**Written request**:
Below is a listing; write it out exactly and drop any images from it.

::: Source material :::

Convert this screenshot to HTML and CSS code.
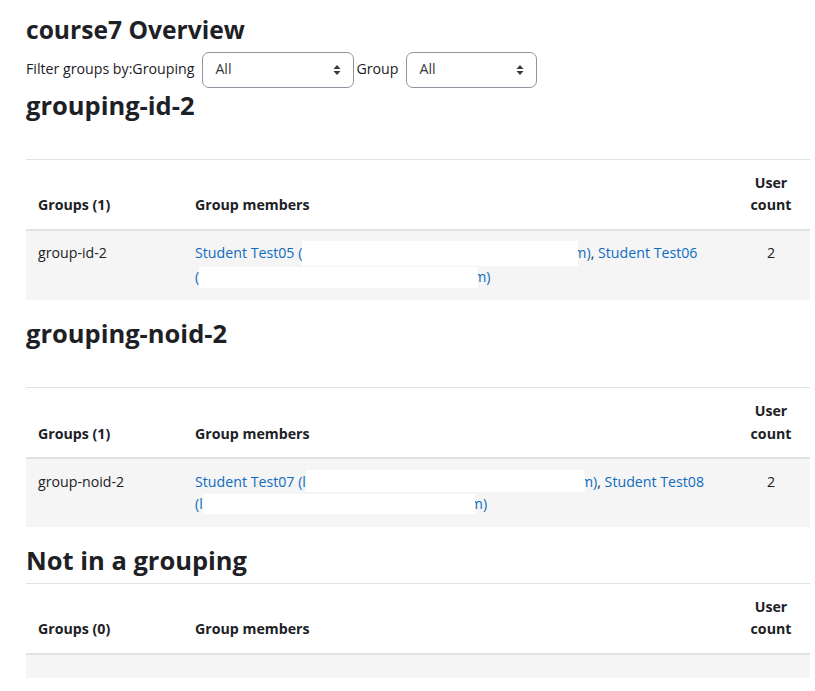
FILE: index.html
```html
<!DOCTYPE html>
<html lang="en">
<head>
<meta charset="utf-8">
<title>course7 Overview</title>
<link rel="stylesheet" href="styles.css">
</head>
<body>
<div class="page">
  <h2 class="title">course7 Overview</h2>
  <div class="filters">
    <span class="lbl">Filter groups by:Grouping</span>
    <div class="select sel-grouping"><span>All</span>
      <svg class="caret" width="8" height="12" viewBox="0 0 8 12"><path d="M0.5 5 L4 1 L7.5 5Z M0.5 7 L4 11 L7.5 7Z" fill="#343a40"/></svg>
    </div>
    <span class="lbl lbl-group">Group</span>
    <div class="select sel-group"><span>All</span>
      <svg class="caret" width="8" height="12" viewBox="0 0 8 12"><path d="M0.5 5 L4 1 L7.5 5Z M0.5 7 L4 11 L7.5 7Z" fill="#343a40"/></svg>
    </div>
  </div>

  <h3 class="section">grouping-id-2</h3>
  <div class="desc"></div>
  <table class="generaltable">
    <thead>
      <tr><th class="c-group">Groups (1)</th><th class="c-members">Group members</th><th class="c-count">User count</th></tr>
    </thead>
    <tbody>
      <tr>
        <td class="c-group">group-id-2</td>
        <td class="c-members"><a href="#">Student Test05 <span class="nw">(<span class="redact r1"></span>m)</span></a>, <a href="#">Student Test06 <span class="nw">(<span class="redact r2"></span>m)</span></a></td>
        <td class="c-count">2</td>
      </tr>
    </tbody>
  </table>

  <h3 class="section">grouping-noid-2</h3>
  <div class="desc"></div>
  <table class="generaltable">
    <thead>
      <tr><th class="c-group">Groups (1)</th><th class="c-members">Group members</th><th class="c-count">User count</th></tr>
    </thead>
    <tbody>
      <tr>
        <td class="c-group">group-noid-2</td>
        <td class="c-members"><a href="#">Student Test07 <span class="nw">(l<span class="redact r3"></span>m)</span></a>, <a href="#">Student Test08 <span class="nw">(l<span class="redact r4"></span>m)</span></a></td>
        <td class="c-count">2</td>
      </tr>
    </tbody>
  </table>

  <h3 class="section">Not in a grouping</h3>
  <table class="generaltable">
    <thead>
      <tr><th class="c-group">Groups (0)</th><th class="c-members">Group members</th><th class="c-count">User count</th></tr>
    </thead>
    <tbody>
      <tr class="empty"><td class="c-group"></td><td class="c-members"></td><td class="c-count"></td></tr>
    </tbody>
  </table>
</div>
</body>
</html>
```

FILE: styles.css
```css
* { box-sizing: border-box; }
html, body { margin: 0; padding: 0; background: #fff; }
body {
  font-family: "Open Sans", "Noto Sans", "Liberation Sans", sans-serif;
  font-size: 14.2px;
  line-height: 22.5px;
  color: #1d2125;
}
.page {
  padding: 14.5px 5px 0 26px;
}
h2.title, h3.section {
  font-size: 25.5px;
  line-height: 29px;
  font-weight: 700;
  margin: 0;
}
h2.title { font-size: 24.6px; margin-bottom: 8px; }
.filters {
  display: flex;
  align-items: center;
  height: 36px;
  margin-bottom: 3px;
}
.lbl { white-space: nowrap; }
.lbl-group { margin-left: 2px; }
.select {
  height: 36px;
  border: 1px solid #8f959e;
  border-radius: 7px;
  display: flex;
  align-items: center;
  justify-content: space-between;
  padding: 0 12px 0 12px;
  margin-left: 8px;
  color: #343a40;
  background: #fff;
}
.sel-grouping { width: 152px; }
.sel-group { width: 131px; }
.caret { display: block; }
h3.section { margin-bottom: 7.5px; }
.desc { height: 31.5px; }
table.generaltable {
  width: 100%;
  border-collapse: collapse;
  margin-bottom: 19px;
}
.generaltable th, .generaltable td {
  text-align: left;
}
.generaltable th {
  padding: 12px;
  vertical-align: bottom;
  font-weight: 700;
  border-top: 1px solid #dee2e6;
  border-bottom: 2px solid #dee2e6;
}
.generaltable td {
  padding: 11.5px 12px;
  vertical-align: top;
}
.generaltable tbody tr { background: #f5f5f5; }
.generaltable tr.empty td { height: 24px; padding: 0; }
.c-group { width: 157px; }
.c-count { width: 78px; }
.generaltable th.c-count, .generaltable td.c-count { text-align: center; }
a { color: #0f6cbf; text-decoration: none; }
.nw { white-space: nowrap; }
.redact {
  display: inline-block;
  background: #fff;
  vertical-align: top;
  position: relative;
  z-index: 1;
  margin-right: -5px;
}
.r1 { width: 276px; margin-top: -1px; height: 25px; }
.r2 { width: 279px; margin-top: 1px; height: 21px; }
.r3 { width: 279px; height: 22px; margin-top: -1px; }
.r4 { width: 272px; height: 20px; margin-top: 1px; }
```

:::

**Written answer**:
Convert this screenshot to HTML and CSS code.
FILE: index.html
```html
<!DOCTYPE html>
<html lang="en">
<head>
<meta charset="utf-8">
<title>course7 Overview</title>
<link rel="stylesheet" href="styles.css">
</head>
<body>
<div class="page">
  <h2 class="title">course7 Overview</h2>
  <div class="filters">
    <span class="lbl">Filter groups by:Grouping</span>
    <div class="select sel-grouping"><span>All</span>
      <svg class="caret" width="8" height="12" viewBox="0 0 8 12"><path d="M0.5 5 L4 1 L7.5 5Z M0.5 7 L4 11 L7.5 7Z" fill="#343a40"/></svg>
    </div>
    <span class="lbl lbl-group">Group</span>
    <div class="select sel-group"><span>All</span>
      <svg class="caret" width="8" height="12" viewBox="0 0 8 12"><path d="M0.5 5 L4 1 L7.5 5Z M0.5 7 L4 11 L7.5 7Z" fill="#343a40"/></svg>
    </div>
  </div>

  <h3 class="section">grouping-id-2</h3>
  <div class="desc"></div>
  <table class="generaltable">
    <thead>
      <tr><th class="c-group">Groups (1)</th><th class="c-members">Group members</th><th class="c-count">User count</th></tr>
    </thead>
    <tbody>
      <tr>
        <td class="c-group">group-id-2</td>
        <td class="c-members"><a href="#">Student Test05 <span class="nw">(<span class="redact r1"></span>m)</span></a>, <a href="#">Student Test06 <span class="nw">(<span class="redact r2"></span>m)</span></a></td>
        <td class="c-count">2</td>
      </tr>
    </tbody>
  </table>

  <h3 class="section">grouping-noid-2</h3>
  <div class="desc"></div>
  <table class="generaltable">
    <thead>
      <tr><th class="c-group">Groups (1)</th><th class="c-members">Group members</th><th class="c-count">User count</th></tr>
    </thead>
    <tbody>
      <tr>
        <td class="c-group">group-noid-2</td>
        <td class="c-members"><a href="#">Student Test07 <span class="nw">(l<span class="redact r3"></span>m)</span></a>, <a href="#">Student Test08 <span class="nw">(l<span class="redact r4"></span>m)</span></a></td>
        <td class="c-count">2</td>
      </tr>
    </tbody>
  </table>

  <h3 class="section">Not in a grouping</h3>
  <table class="generaltable">
    <thead>
      <tr><th class="c-group">Groups (0)</th><th class="c-members">Group members</th><th class="c-count">User count</th></tr>
    </thead>
    <tbody>
      <tr class="empty"><td class="c-group"></td><td class="c-members"></td><td class="c-count"></td></tr>
    </tbody>
  </table>
</div>
</body>
</html>
```

FILE: styles.css
```css
* { box-sizing: border-box; }
html, body { margin: 0; padding: 0; background: #fff; }
body {
  font-family: "Open Sans", "Noto Sans", "Liberation Sans", sans-serif;
  font-size: 14.2px;
  line-height: 22.5px;
  color: #1d2125;
}
.page {
  padding: 14.5px 5px 0 26px;
}
h2.title, h3.section {
  font-size: 25.5px;
  line-height: 29px;
  font-weight: 700;
  margin: 0;
}
h2.title { font-size: 24.6px; margin-bottom: 8px; }
.filters {
  display: flex;
  align-items: center;
  height: 36px;
  margin-bottom: 3px;
}
.lbl { white-space: nowrap; }
.lbl-group { margin-left: 2px; }
.select {
  height: 36px;
  border: 1px solid #8f959e;
  border-radius: 7px;
  display: flex;
  align-items: center;
  justify-content: space-between;
  padding: 0 12px 0 12px;
  margin-left: 8px;
  color: #343a40;
  background: #fff;
}
.sel-grouping { width: 152px; }
.sel-group { width: 131px; }
.caret { display: block; }
h3.section { margin-bottom: 7.5px; }
.desc { height: 31.5px; }
table.generaltable {
  width: 100%;
  border-collapse: collapse;
  margin-bottom: 19px;
}
.generaltable th, .generaltable td {
  text-align: left;
}
.generaltable th {
  padding: 12px;
  vertical-align: bottom;
  font-weight: 700;
  border-top: 1px solid #dee2e6;
  border-bottom: 2px solid #dee2e6;
}
.generaltable td {
  padding: 11.5px 12px;
  vertical-align: top;
}
.generaltable tbody tr { background: #f5f5f5; }
.generaltable tr.empty td { height: 24px; padding: 0; }
.c-group { width: 157px; }
.c-count { width: 78px; }
.generaltable th.c-count, .generaltable td.c-count { text-align: center; }
a { color: #0f6cbf; text-decoration: none; }
.nw { white-space: nowrap; }
.redact {
  display: inline-block;
  background: #fff;
  vertical-align: top;
  position: relative;
  z-index: 1;
  margin-right: -5px;
}
.r1 { width: 276px; margin-top: -1px; height: 25px; }
.r2 { width: 279px; margin-top: 1px; height: 21px; }
.r3 { width: 279px; height: 22px; margin-top: -1px; }
.r4 { width: 272px; height: 20px; margin-top: 1px; }
```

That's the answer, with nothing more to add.